Scott Moura in garage holding SlrpEV charger with coiled cables on concrete wall behind him.
Scott Moura with a SlrpEV charger in the UC Berkeley Recreational Sports Facility garage. Photo by Adam Lau/Berkeley Engineering

The data the project has collected will offer Moura and his colleagues critical insight for designing a system that will please customers while not overtaxing the electric grid.

Moura’s diverse slate of work is linked by a wide-lens view of energy efficiency, powered by an understanding that optimizing the systems and infrastructure underlying our society’s daily activities is crucial to creating a climate-resilient future. 

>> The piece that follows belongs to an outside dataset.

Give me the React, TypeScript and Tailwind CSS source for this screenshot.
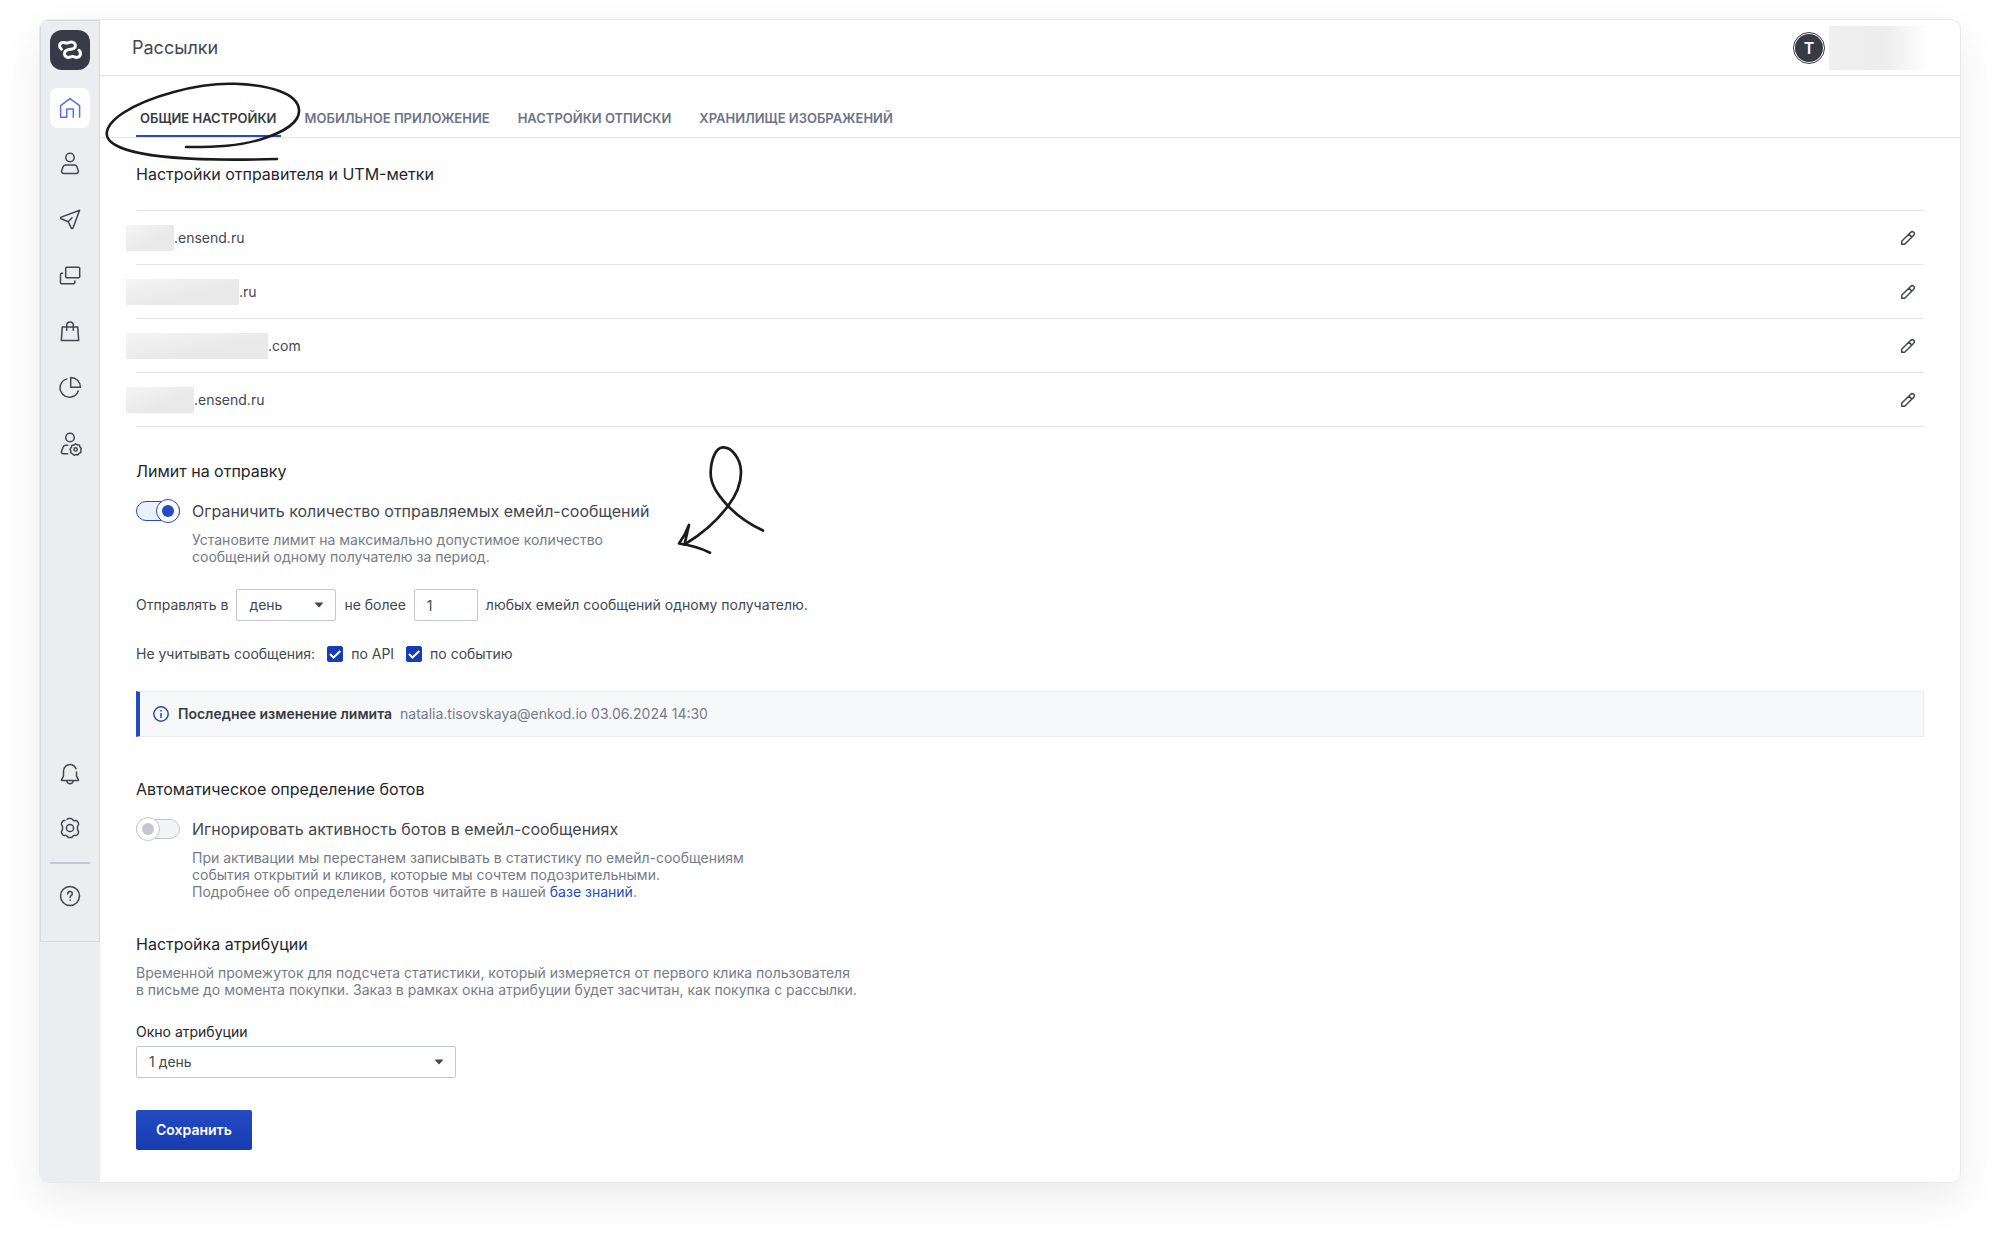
import type React from "react"

const INK = "#43474f"

function NavIcon({ children, stroke = INK }: { children: React.ReactNode; stroke?: string }) {
  return (
    <svg
      width="24"
      height="24"
      viewBox="0 0 24 24"
      fill="none"
      stroke={stroke}
      strokeWidth="1.5"
      strokeLinecap="round"
      strokeLinejoin="round"
      aria-hidden="true"
    >
      {children}
    </svg>
  )
}

const mainNav = [
  {
    label: "Главная",
    active: true,
    icon: (
      <NavIcon stroke="#4f74e6">
        <path d="M8.700 21.300H2.600V9.600L12 2.600l9.600 7v11.700M8.700 21.300v-8.400h6.600v8.400" />
      </NavIcon>
    ),
  },
  {
    label: "Контакты",
    icon: (
      <NavIcon>
        <circle cx="12" cy="5.500" r="4.200" />
        <path d="M7.400 13h9.200c1 0 1.800.6 2.200 1.500l1.500 4c.5 1.500-.4 2.900-2 2.900H5.700c-1.600 0-2.500-1.400-2-2.900l1.500-4c.4-.9 1.200-1.500 2.200-1.500z" />
      </NavIcon>
    ),
  },
  {
    label: "Рассылки",
    icon: (
      <NavIcon>
        <path d="M21.600 2.300 15 20c-.3.800-1.300.8-1.700.1l-3.100-6.400-7-2.900c-.8-.4-.8-1.400.1-1.700l18.300-6.800zM10.200 13.700l3.800-3.900" />
      </NavIcon>
    ),
  },
  {
    label: "Шаблоны",
    icon: (
      <NavIcon>
        <rect x="7.700" y="3.300" width="14" height="10.500" rx="1" />
        <path d="M4.600 9.300H3.500c-.6 0-1 .4-1 1V18.700c0 .6.4 1 1 1h12.300c.6 0 1-.4 1-1v-1.800" />
      </NavIcon>
    ),
  },
  {
    label: "Товары",
    icon: (
      <NavIcon>
        <path d="M4.300 6.900h15.400l1 13.600H3.300l1-13.600zM8.700 10.200V5.400a3.300 3.300 0 0 1 6.600 0v4.800" />
      </NavIcon>
    ),
  },
  {
    label: "Аналитика",
    icon: (
      <NavIcon>
        <path d="M9 2.900a9.300 9.300 0 1 0 11.200 12M12.700 1.500v9.700h9.700a9.700 9.700 0 0 0-9.700-9.700z" />
      </NavIcon>
    ),
  },
  {
    label: "Пользователи",
    icon: (
      <NavIcon>
        <circle cx="12" cy="5.500" r="4.300" />
        <path d="M9.600 21.800H5.300c-1.500 0-2.200-1.200-1.700-2.600l1.500-4c.5-1.200 1.300-1.900 2.600-1.900h2" />
        <path d="m17.600 11.800 1.700 1.100 2 .1.700 1.900 1.400 1.500-.6 1.900.2 2-1.800 1-1.200 1.600-2-.3-2 .6-1.400-1.400-1.800-.9v-2l-.8-1.900 1.300-1.500.5-2 2-.4z" />
        <circle cx="17.600" cy="17.400" r="1.700" />
      </NavIcon>
    ),
  },
]

const tabs = ["Общие настройки", "Мобильное приложение", "Настройки отписки", "Хранилище изображений"]

const domains = [
  { suffix: ".ensend.ru", mask: "w-12" },
  { suffix: ".ru", mask: "w-[113px]" },
  { suffix: ".com", mask: "w-[142px]" },
  { suffix: ".ensend.ru", mask: "w-[68px]" },
]

function Logo() {
  return (
    <svg
      width="40"
      height="40"
      viewBox="0 0 40 40"
      fill="none"
      stroke="#fff"
      strokeWidth="3"
      strokeLinecap="round"
      aria-hidden="true"
    >
      <path d="M11.500 19.200c-2.500-1.700-2.600-4.900-.3-6.300 1.900-1.200 3.500-.2 5 .1 1.800.3 3-.9 5-.9 2.900 0 4.800 2 4.200 4.300-.5 2-2.500 2.600-4.700 2.900-2.500.3-5.400.8-6.100 3.300-.7 2.700 1.300 5 4 4.800 1.600-.1 2.700-1.200 4.300-.9 1.500.3 2.600 1.200 4.500.8 3.400-.7 4.200-4.900 1.500-7" />
    </svg>
  )
}

function Sidebar() {
  return (
    <aside className="w-[60px] shrink-0 bg-[#ecedf1]">
      <nav className="flex flex-col items-center border border-[#d5d9e0] pt-[9px] pb-[25px]">
        <a href="#" aria-label="Enkod" className="mb-[18px] rounded-xl bg-[#383b47]">
          <Logo />
        </a>
        <div className="flex flex-col gap-4">
          {mainNav.map((item) => (
            <a
              key={item.label}
              href="#"
              aria-label={item.label}
              className={`flex size-10 items-center justify-center rounded-lg ${item.active ? "bg-white" : ""}`}
            >
              {item.icon}
            </a>
          ))}
        </div>
        <a href="#" aria-label="Уведомления" className="mt-[290px] flex size-10 items-center justify-center">
          <NavIcon>
            <path d="M18 6.800C16.900 4 14.700 2.500 12 2.500c-3.800 0-6.500 2.900-6.500 6.700v4.600c0 1.200-2 2.700-2 4.700h17c0-2-2-3.500-2-4.700V10M8.700 18.800c.4 1.700 1.600 2.900 3.300 2.900s2.900-1.200 3.300-2.900" />
          </NavIcon>
        </a>
        <a href="#" aria-label="Настройки" className="mt-[14px] flex size-10 items-center justify-center">
          <NavIcon>
            <path d="M9 3.300c.6-.6 1.300-.9 2-.9h2c.9 0 1.300.5 1.700 1.200.5.900 1.400 1.300 2.500 1 .9-.2 1.700-.1 2.200.7l1 1.700c.5.900.3 1.500-.3 2.200-.9 1-.9 4.600 0 5.600.6.700.8 1.300.3 2.200l-1 1.700c-.5.800-1.300.9-2.200.7-1.100-.3-2 .1-2.500 1-.4.700-.8 1.200-1.700 1.200h-2c-.9 0-1.300-.5-1.700-1.200-.5-.9-1.400-1.300-2.500-1-.9.2-1.700.1-2.200-.7l-1-1.700c-.5-.9-.3-1.500.3-2.200.9-1 .9-4.600 0-5.600-.6-.7-.8-1.300-.3-2.200l1-1.700c.5-.8 1.300-.9 2.200-.7" />
            <circle cx="12" cy="12" r="3.600" />
          </NavIcon>
        </a>
        <hr className="mt-[14px] w-10 border-t-2 border-[#c3c8d3]" />
        <a href="#" aria-label="Помощь" className="mt-3 flex size-10 items-center justify-center">
          <NavIcon>
            <circle cx="12" cy="12" r="9.500" />
            <path d="M9.700 9.900c0-1.400 1-2.300 2.300-2.300s2.300.9 2.300 2.100c0 1.700-2.200 1.800-2.200 3.700M12.100 15.900v.3" />
          </NavIcon>
        </a>
      </nav>
    </aside>
  )
}

// Hand-drawn loop around the active tab
function TabScribble() {
  return (
    <svg
      className="pointer-events-none absolute -top-7 -left-8 z-10"
      width="200"
      height="84"
      viewBox="104 80 200 84"
      fill="none"
      stroke="#1b1b1b"
      strokeWidth="2.600"
      strokeLinecap="round"
      aria-hidden="true"
    >
      <path d="M186 147c30 .2 54-1 76-8 22-7 38-17 37-29-1-17-30-25-64-26.200-38-1.300-88 13.200-112 29.200-15 10-21 21-12 29 20 17 90 19 166 17" />
    </svg>
  )
}

function ArrowScribble() {
  return (
    <svg
      className="pointer-events-none absolute -top-5 left-[536px]"
      width="100"
      height="120"
      viewBox="672 439 100 120"
      fill="none"
      stroke="#1b1b1b"
      strokeWidth="2.700"
      strokeLinecap="round"
      strokeLinejoin="round"
      aria-hidden="true"
    >
      <path d="M763 530.500c-13-6-25-14-35-24.500-11-12-18-22-17.300-35 .7-12 5-23 12-23.600 9-.5 17.800 11 18.300 24 .3 12-5 24-13 34.600-11 15-26 28-43.500 38.500" />
      <path d="m689 525-4.500 19.500M689 525c-2.500 7-6 13-10 18.500 11 1.500 21.500 4.500 31 9.200" />
    </svg>
  )
}

function Caret() {
  return (
    <svg
      className="pointer-events-none absolute top-1/2 right-3 -translate-y-1/2"
      width="10"
      height="6"
      viewBox="0 0 10 6"
      fill="#43474f"
      aria-hidden="true"
    >
      <path d="M1.700.5h6.600c.6 0 .8.5.4.900L5.500 4.900c-.3.300-.7.300-1 0L1.300 1.400c-.4-.4-.2-.9.400-.9z" />
    </svg>
  )
}

function Toggle({ id, defaultChecked = false }: { id: string; defaultChecked?: boolean }) {
  return (
    <span className="relative flex h-6 w-11 shrink-0 items-center">
      <input
        id={id}
        type="checkbox"
        role="switch"
        defaultChecked={defaultChecked}
        className="peer h-5 w-11 cursor-pointer appearance-none rounded-full border border-[#c3c7d1] bg-[#f3f4f6] checked:border-[#234bc3] checked:bg-[#eaf1fc]"
      />
      <span className="pointer-events-none absolute left-0 flex size-6 items-center justify-center rounded-full border border-[#c3c7d1] bg-white text-[#c3c7d1] peer-checked:right-0 peer-checked:left-auto peer-checked:border-[#234bc3] peer-checked:text-[#234bc3]">
        <span className="size-3 rounded-full bg-current" />
      </span>
    </span>
  )
}

function Check({ label }: { label: string }) {
  return (
    <label className="flex items-center gap-2">
      <span className="relative flex size-4">
        <input
          type="checkbox"
          defaultChecked
          className="peer size-4 appearance-none rounded-xs border border-[#c3c7d1] checked:border-[#173cb5] checked:bg-[#173cb5]"
        />
        <svg
          className="pointer-events-none absolute inset-0 hidden peer-checked:block"
          width="16"
          height="16"
          viewBox="0 0 16 16"
          fill="none"
          stroke="#fff"
          strokeWidth="2"
          aria-hidden="true"
        >
          <path d="m3 8 3.500 3.500L13.300 5" />
        </svg>
      </span>
      {label}
    </label>
  )
}

function SectionTitle({ children }: { children: React.ReactNode }) {
  return <h2 className="text-base leading-6 text-[#23262c]">{children}</h2>
}

export default function App() {
  return (
    <div className="min-h-screen bg-white px-[39px] pt-[19px] pb-[59px] font-['Inter',sans-serif] text-sm text-[#43474f]">
      <div className="flex overflow-hidden rounded-[10px] border border-[#e8e9ec] bg-white shadow-[0_16px_40px_rgba(0,0,0,0.08)]">
        <Sidebar />

        <div className="min-w-0 flex-1">
          <header className="flex h-14 items-center justify-between border-b border-[#e4e5ea] pr-[30px] pl-8">
            <h1 className="text-lg text-[#43474f]">Рассылки</h1>
            <div className="flex items-center gap-1">
              <button
                type="button"
                className="flex size-8 items-center justify-center rounded-full border border-[#383b44] bg-white p-px"
              >
                <span className="flex size-full items-center justify-center rounded-full bg-[#383b44] text-base font-semibold text-white">
                  T
                </span>
              </button>
              <span className="h-11 w-[101px] bg-linear-to-r from-[#efefef] via-[#ededee] via-55% to-white" />
            </div>
          </header>

          <nav className="flex gap-5 border-b border-[#e4e5ea] px-9 pt-8">
            {tabs.map((tab, i) => (
              <div key={tab} className="relative">
                <a
                  href="#"
                  className={`block border-b-2 px-1 pb-[7px] text-[13px] leading-5 font-semibold uppercase ${
                    i === 0 ? "border-[#234bc3] text-[#383b44]" : "border-transparent text-[#6c7588]"
                  }`}
                >
                  {tab}
                </a>
                {i === 0 && <TabScribble />}
              </div>
            ))}
          </nav>

          <main className="px-9 pt-6 pb-8">
            <section>
              <SectionTitle>Настройки отправителя и UTM-метки</SectionTitle>
              <ul className="mt-6 border-b border-[#e4e5ea]">
                {domains.map((domain, i) => (
                  <li key={i} className="flex h-[54px] items-center justify-between border-t border-[#e4e5ea] pr-2">
                    <span className="-ml-[10px] flex items-center">
                      <span className={`h-[26px] bg-linear-to-br from-[#f5f5f5] to-[#e9e9e9] to-60% ${domain.mask}`} />
                      {domain.suffix}
                    </span>
                    <button type="button" aria-label={`Изменить ${domain.suffix}`}>
                      <svg
                        width="16"
                        height="16"
                        viewBox="0 0 16 16"
                        fill="none"
                        stroke={INK}
                        strokeWidth="1.500"
                        strokeLinejoin="round"
                        aria-hidden="true"
                      >
                        <path d="M1.700 14.300v-3L10.500 2.500c1.100-1.100 2.200-1.100 3.200-.2 1 1 .9 2.100-.2 3.200L4.700 14.300h-3zM8.900 4.100l3 3" />
                      </svg>
                    </button>
                  </li>
                ))}
              </ul>
            </section>

            <section className="relative mt-8">
              <SectionTitle>Лимит на отправку</SectionTitle>
              <ArrowScribble />
              <div className="mt-4 flex gap-3">
                <Toggle id="limit" defaultChecked />
                <div>
                  <label htmlFor="limit" className="block text-base leading-6">
                    Ограничить количество отправляемых емейл-сообщений
                  </label>
                  <p className="mt-2 leading-[17px] text-[#747b88]">
                    Установите лимит на максимально допустимое количество
                    <br />
                    сообщений одному получателю за период.
                  </p>
                </div>
              </div>

              <div className="mt-6 flex items-center gap-2">
                <label htmlFor="period">Отправлять в</label>
                <span className="relative">
                  <select
                    id="period"
                    className="block h-8 w-[100px] appearance-none rounded-xs border border-[#c3c7d1] bg-white pl-3"
                  >
                    <option>день</option>
                    <option>неделю</option>
                    <option>месяц</option>
                  </select>
                  <Caret />
                </span>
                <label htmlFor="count">не более</label>
                <input
                  id="count"
                  type="text"
                  defaultValue="1"
                  className="h-8 w-16 rounded-xs border border-[#c3c7d1] bg-white px-3"
                />
                <span>любых емейл сообщений одному получателю.</span>
              </div>

              <div className="mt-[21px] flex items-center gap-3 leading-6">
                <span>Не учитывать сообщения:</span>
                <Check label="по API" />
                <Check label="по событию" />
              </div>

              <div className="mt-[25px] flex h-[46px] items-center gap-2 border border-l-4 border-[#eaebee] border-l-[#234bc3] bg-[#f7f8fa] px-3">
                <svg width="18" height="18" viewBox="0 0 18 18" fill="none" stroke="#234bc3" strokeWidth="1.500" aria-hidden="true">
                  <circle cx="9" cy="9" r="7.200" />
                  <path d="M9 8v5M9 4.900v1.600" />
                </svg>
                <strong className="font-semibold text-[#383b44]">Последнее изменение лимита</strong>
                <span className="text-[#747b88]">natalia.tisovskaya@enkod.io 03.06.2024 14:30</span>
              </div>
            </section>

            <section className="mt-10">
              <SectionTitle>Автоматическое определение ботов</SectionTitle>
              <div className="mt-4 flex gap-3">
                <Toggle id="bots" />
                <div>
                  <label htmlFor="bots" className="block text-base leading-6">
                    Игнорировать активность ботов в емейл-сообщениях
                  </label>
                  <p className="mt-2 leading-[17px] text-[#747b88]">
                    При активации мы перестанем записывать в статистику по емейл-сообщениям
                    <br />
                    события открытий и кликов, которые мы сочтем подозрительными.
                    <br />
                    Подробнее об определении ботов читайте в нашей{" "}
                    <a href="#" className="text-[#234bc3]">
                      базе знаний
                    </a>
                    .
                  </p>
                </div>
              </div>
            </section>

            <section className="mt-8">
              <SectionTitle>Настройка атрибуции</SectionTitle>
              <p className="mt-2 leading-[17px] text-[#747b88]">
                Временной промежуток для подсчета статистики, который измеряется от первого клика пользователя
                <br />
                в письме до момента покупки. Заказ в рамках окна атрибуции будет засчитан, как покупка с рассылки.
              </p>
              <label htmlFor="window" className="mt-6 block leading-5 text-[#23262c]">
                Окно атрибуции
              </label>
              <div className="relative mt-1 w-80">
                <select
                  id="window"
                  className="block h-8 w-full appearance-none rounded-xs border border-[#c3c7d1] bg-white pl-3"
                >
                  <option>1 день</option>
                  <option>7 дней</option>
                  <option>30 дней</option>
                </select>
                <Caret />
              </div>
            </section>

            <button
              type="submit"
              className="mt-8 h-10 rounded-xs bg-linear-to-b from-[#234bc3] to-[#173cb0] px-5 font-semibold text-white"
            >
              Сохранить
            </button>
          </main>
        </div>
      </div>
    </div>
  )
}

“That’s what motivates me,” he said. “It’s exciting to rethink our infrastructure. Energy is interesting, and delivering it in a way that minimizes carbon emissions is very interesting to me.”

As he reassesses some of the fundamental building blocks of life as we know it — batteries, cars, buses, buildings — to lower carbon emission, CITRIS and the Banatao Institute works to facilitate connections between like-minded researchers across the University of California system. 

“CITRIS is that catalyst to help find ways to collaborate with faculty on other campuses. It’s unifying for the UC.”

Scott Moura

Other efforts of Moura’s that the institute has supported include a 2014 partnership with a UC Davis investigator to explore the usage of recycled EV batteries for home energy storage, and a 2019 collaboration with a UC Santa Cruz professor to develop smart controls for more resilient electric microgrids.

“There are few other funding opportunities that say, hey, we would like you to partner with another UC researcher,” Moura said. “We have these campuses that are phenomenal. And CITRIS is that catalyst to help find ways to collaborate with faculty on other campuses.

“It’s great to work with them and it has follow-on effects. It’s unifying for the UC.”